Odaklanarak yapılan bir çalışma hissetme kapasitesini artırıyor ve çeşitlendiriyor.
Bunu yaşamak hocanın kitapta bahsettiği denizi işitenle denize giren arasındaki farktı. İşte şimdi idrak denen kelime benim bedenimde işlemeye başlamıştı. Hocanın bize gösterdiği engin sabrı da anlar oldum.
Evet biz mükemmel bir donanıma sahibiz. Ancak bunu işletme pratiklerinden o kadar bihaberiz ki.
Geçen günler sürecinde hocamın nazarı ile tüm insanlığa baktığımda henüz yeterince işlenmemiş cevher olarak görmeye başladım. Bunu anlattıkça onların bana inanmaz tavırları, bakışları benim ilk günlerimi bana hatırlattı. O kadar haklılar ki. Bir o kadar da mutsuzlar. Tıpkı benim gibi.

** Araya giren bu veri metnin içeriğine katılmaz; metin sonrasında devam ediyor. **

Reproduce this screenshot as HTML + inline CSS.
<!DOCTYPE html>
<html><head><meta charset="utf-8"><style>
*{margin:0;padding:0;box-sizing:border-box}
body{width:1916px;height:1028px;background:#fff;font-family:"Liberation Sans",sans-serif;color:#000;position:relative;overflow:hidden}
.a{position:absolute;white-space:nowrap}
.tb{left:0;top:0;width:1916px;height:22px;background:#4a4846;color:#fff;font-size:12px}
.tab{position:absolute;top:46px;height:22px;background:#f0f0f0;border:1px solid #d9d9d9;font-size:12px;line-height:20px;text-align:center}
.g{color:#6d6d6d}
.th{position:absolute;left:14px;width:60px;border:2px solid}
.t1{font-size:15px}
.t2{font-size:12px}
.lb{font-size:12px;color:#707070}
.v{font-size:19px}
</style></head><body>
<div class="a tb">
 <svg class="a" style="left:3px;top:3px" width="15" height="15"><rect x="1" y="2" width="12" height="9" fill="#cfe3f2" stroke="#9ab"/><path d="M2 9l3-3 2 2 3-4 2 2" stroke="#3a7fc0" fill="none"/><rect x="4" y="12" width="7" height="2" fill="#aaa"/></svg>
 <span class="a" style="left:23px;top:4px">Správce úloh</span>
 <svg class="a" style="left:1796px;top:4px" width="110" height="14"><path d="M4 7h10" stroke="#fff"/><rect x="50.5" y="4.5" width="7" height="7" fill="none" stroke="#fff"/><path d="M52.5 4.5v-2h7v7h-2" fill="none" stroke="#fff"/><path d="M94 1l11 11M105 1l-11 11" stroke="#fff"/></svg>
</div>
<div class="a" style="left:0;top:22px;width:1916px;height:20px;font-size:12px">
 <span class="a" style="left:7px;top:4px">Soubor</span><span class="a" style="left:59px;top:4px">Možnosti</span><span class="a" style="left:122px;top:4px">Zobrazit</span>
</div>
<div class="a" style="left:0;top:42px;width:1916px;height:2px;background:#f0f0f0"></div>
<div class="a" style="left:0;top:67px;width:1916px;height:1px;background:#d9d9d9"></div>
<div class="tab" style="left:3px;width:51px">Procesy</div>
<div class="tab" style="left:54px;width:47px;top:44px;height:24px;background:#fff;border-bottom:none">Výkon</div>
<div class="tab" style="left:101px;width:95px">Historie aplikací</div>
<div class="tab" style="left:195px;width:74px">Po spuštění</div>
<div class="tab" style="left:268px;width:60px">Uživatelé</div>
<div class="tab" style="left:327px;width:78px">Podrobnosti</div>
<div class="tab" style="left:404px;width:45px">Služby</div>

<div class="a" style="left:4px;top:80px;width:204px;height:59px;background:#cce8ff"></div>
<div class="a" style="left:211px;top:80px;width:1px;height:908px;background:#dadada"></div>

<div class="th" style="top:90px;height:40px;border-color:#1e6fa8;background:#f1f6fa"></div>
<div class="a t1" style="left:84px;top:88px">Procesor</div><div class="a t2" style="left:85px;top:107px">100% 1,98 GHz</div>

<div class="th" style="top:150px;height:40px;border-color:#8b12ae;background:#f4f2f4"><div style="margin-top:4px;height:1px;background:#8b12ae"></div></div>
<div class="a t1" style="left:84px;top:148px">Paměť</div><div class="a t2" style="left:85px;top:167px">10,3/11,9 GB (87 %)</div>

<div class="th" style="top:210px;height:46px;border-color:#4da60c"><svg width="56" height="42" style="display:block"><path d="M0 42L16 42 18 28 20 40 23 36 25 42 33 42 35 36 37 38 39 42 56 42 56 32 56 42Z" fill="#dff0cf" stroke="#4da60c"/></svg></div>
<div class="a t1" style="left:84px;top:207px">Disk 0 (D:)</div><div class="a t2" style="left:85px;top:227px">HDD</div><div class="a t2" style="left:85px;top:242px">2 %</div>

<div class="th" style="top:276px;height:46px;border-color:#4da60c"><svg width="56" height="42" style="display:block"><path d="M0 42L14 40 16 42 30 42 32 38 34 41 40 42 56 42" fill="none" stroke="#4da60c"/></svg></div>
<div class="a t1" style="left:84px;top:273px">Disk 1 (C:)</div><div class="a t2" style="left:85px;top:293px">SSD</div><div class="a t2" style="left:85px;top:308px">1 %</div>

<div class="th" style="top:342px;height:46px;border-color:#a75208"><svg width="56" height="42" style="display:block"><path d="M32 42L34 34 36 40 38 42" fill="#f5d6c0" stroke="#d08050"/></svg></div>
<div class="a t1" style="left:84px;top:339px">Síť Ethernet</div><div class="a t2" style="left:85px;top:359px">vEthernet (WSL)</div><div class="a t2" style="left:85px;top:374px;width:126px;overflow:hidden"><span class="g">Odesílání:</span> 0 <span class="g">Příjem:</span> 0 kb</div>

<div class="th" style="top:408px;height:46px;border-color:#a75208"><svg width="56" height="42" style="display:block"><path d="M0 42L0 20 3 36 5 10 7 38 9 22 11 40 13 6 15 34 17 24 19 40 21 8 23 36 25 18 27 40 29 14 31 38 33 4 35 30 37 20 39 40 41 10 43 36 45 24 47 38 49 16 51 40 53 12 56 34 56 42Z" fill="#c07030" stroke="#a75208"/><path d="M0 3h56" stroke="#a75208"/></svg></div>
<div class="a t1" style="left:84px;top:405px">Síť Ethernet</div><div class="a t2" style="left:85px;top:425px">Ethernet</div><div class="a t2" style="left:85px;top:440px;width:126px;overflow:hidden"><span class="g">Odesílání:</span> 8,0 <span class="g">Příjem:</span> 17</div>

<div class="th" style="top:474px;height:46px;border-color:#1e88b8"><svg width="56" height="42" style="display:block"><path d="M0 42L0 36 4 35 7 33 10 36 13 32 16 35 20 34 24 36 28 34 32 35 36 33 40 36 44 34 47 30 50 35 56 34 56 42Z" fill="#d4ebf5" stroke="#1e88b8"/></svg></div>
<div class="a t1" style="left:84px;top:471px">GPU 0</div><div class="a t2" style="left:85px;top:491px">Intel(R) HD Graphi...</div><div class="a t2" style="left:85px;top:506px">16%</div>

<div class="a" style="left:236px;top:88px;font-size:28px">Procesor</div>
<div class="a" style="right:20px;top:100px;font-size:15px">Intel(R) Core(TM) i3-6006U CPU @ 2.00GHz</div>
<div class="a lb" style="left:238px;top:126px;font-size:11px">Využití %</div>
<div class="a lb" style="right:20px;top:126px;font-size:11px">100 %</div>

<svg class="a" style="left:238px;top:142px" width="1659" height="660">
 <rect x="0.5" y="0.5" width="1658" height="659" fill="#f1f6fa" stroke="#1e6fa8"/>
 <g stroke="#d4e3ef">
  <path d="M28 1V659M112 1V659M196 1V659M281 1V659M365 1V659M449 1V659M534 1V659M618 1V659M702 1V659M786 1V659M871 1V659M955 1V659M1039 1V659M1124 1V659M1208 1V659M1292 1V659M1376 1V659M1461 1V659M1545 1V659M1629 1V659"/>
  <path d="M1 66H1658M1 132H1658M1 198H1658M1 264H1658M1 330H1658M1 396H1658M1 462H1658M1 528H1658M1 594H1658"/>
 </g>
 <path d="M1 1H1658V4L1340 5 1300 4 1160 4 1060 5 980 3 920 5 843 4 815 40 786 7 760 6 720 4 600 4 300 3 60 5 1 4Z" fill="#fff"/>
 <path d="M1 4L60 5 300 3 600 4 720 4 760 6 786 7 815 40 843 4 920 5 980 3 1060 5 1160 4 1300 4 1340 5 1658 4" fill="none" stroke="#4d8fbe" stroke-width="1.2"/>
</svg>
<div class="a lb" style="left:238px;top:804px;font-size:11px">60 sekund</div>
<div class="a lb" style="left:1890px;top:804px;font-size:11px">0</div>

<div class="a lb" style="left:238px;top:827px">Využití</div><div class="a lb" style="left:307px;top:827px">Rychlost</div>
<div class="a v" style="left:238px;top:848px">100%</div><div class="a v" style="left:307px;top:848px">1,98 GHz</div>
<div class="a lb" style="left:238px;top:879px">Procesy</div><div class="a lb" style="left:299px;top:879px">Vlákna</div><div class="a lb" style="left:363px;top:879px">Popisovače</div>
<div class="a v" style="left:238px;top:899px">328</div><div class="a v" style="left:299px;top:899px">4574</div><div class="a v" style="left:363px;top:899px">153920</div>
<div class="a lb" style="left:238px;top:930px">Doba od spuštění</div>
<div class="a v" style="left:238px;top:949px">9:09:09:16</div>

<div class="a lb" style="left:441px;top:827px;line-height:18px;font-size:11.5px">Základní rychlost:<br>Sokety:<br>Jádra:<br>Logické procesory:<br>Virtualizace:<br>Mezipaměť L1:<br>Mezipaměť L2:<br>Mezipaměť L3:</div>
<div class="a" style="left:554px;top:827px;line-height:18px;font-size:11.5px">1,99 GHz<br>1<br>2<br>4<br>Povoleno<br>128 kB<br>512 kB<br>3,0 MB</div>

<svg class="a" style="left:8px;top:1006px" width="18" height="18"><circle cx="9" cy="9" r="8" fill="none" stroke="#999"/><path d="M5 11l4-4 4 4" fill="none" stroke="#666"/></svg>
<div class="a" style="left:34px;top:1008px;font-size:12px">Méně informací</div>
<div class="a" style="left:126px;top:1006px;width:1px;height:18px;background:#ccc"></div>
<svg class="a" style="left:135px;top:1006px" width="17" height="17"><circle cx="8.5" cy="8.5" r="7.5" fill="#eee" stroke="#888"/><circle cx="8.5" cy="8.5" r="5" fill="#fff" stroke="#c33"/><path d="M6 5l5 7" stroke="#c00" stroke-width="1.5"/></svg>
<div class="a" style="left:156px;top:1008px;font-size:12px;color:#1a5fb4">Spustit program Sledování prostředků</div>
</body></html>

İç dünyamda çalkantılarım devam ederken Sevimli sokaktaki merkezimizde hareketlilik tüm hızıyla sürüyor.
Gelen anne oğul ters giden işlerini anlatırken hocam ikimizi onların aile dizilimi açılımları için çağırıyor. İkimizde can atarak hemen çalışmadaki yerimizi alıyoruz.

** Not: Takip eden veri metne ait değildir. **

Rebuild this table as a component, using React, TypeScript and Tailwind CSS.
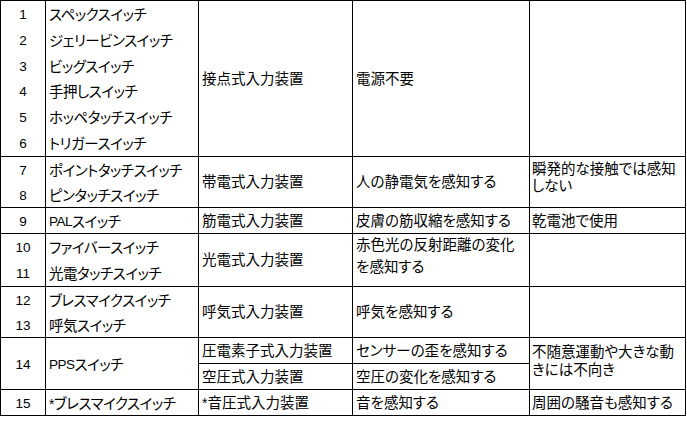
import React from "react";

const GRID = "grid grid-cols-[45px_153px_154px_177px_156px]";

function Lat({ children }: { children: React.ReactNode }) {
  return <span className="text-[13.5px]">{children}</span>;
}

function Star() {
  return <span className="text-[14px] align-[-4px]">*</span>;
}

function Cell({
  children,
  className = "",
}: {
  children?: React.ReactNode;
  className?: string;
}) {
  return (
    <div className={`border-r border-b border-black min-w-0 whitespace-nowrap ${className}`}>
      {children}
    </div>
  );
}

function NumStack({ items }: { items: string[] }) {
  return (
    <Cell className="flex flex-col">
      {items.map((n) => (
        <div key={n} className="flex-1 flex items-center justify-center pt-[2px] leading-[16px] text-[13.5px]">
          {n}
        </div>
      ))}
    </Cell>
  );
}

function NameStack({ items }: { items: React.ReactNode[] }) {
  return (
    <Cell className="flex flex-col tracking-[-0.5px]">
      {items.map((n, i) => (
        <div key={i} className="flex-1 flex items-center pl-[3px] pt-[2px] leading-[16px]">
          {n}
        </div>
      ))}
    </Cell>
  );
}

function Mid({ children }: { children?: React.ReactNode }) {
  return <Cell className="flex items-center pl-[3px] leading-[16px]">{children}</Cell>;
}

export default function App() {
  return (
    <div className="w-[687px] h-[425px] bg-white text-black text-[14.5px] font-['Liberation_Sans','Noto_Sans_CJK_JP',sans-serif] [font-feature-settings:'palt']">
      <div className="w-[686px] border-l border-t border-black">
        {/* 1-6 */}
        <div className={`${GRID} h-[156px]`}>
          <NumStack items={["1", "2", "3", "4", "5", "6"]} />
          <NameStack
            items={[
              "スペックスイッチ",
              "ジェリービンスイッチ",
              "ビッグスイッチ",
              "手押しスイッチ",
              "ホッペタッチスイッチ",
              "トリガースイッチ",
            ]}
          />
          <Mid>接点式入力装置</Mid>
          <Mid>電源不要</Mid>
          <Cell />
        </div>
        {/* 7-8 */}
        <div className={`${GRID} h-[51px]`}>
          <NumStack items={["7", "8"]} />
          <NameStack items={["ポイントタッチスイッチ", "ピンタッチスイッチ"]} />
          <Mid>帯電式入力装置</Mid>
          <Mid>人の静電気を感知する</Mid>
          <Cell className="pl-[2px] pt-[4px] leading-[17px]">
            <div>瞬発的な接触では感知</div>
            <div>しない</div>
          </Cell>
        </div>
        {/* 9 */}
        <div className={`${GRID} h-[26px]`}>
          <NumStack items={["9"]} />
          <NameStack
            items={[
              <>
                <Lat>PAL</Lat>スイッチ
              </>,
            ]}
          />
          <Mid>筋電式入力装置</Mid>
          <Mid>皮膚の筋収縮を感知する</Mid>
          <Cell className="flex items-center pl-[2px] leading-[16px]">乾電池で使用</Cell>
        </div>
        {/* 10-11 */}
        <div className={`${GRID} h-[53px]`}>
          <NumStack items={["10", "11"]} />
          <NameStack items={["ファイバースイッチ", "光電タッチスイッチ"]} />
          <Mid>光電式入力装置</Mid>
          <Cell className="pl-[3px] pt-[1px] leading-[21.5px]">
            <div>赤色光の反射距離の変化</div>
            <div>を感知する</div>
          </Cell>
          <Cell />
        </div>
        {/* 12-13 */}
        <div className={`${GRID} h-[51px]`}>
          <NumStack items={["12", "13"]} />
          <NameStack items={["ブレスマイクスイッチ", "呼気スイッチ"]} />
          <Mid>呼気式入力装置</Mid>
          <Mid>呼気を感知する</Mid>
          <Cell />
        </div>
        {/* 14 */}
        <div className={`${GRID} h-[52px]`}>
          <NumStack items={["14"]} />
          <NameStack
            items={[
              <>
                <Lat>PPS</Lat>スイッチ
              </>,
            ]}
          />
          <Cell className="flex flex-col">
            <div className="h-[26px] border-b border-black flex items-center pl-[3px] leading-[16px]">
              圧電素子式入力装置
            </div>
            <div className="flex-1 flex items-center pl-[3px] leading-[16px]">空圧式入力装置</div>
          </Cell>
          <Cell className="flex flex-col">
            <div className="h-[26px] border-b border-black flex items-center pl-[3px] leading-[16px]">
              センサーの歪を感知する
            </div>
            <div className="flex-1 flex items-center pl-[3px] leading-[16px]">空圧の変化を感知する</div>
          </Cell>
          <Cell className="pl-[2px] pt-[5px] leading-[18px]">
            <div>不随意運動や大きな動</div>
            <div>きには不向き</div>
          </Cell>
        </div>
        {/* 15 */}
        <div className={`${GRID} h-[26px]`}>
          <NumStack items={["15"]} />
          <NameStack
            items={[
              <>
                <Star />
                ブレスマイクスイッチ
              </>,
            ]}
          />
          <Mid>
            <Star />
            音圧式入力装置
          </Mid>
          <Mid>音を感知する</Mid>
          <Cell className="flex items-center pl-[2px] leading-[16px]">周囲の騒音も感知する</Cell>
        </div>
      </div>
    </div>
  );
}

Kısaca çözülüp anne oğulun yüzlerindeki aydınlanmayı görmek hocamız hariç hepimizi şaşırtıyor. Ayrıca olan bitenle beklenen sonuca ulaşmak arasındaki bağlantıyı kavramakta zorlanıyoruz.
Bilinen, öğretilen kalıpların dışında ışık hızıyla kaç kat derinde atalarının yaşadığı hak ihlali “yanına kar kaldığını düşünerek” bu çocuğun iş hayatındaki talihsizliğe nasılda sebep oluyordu.
Oku olayları oku!!!
Olayların yaşadığımız anla sınırlı kalmadığını bilirdim. Ancak bu yüzleşme zihnimde diğer bir katmanı da geniş içgörü ile görünür kılmıştı.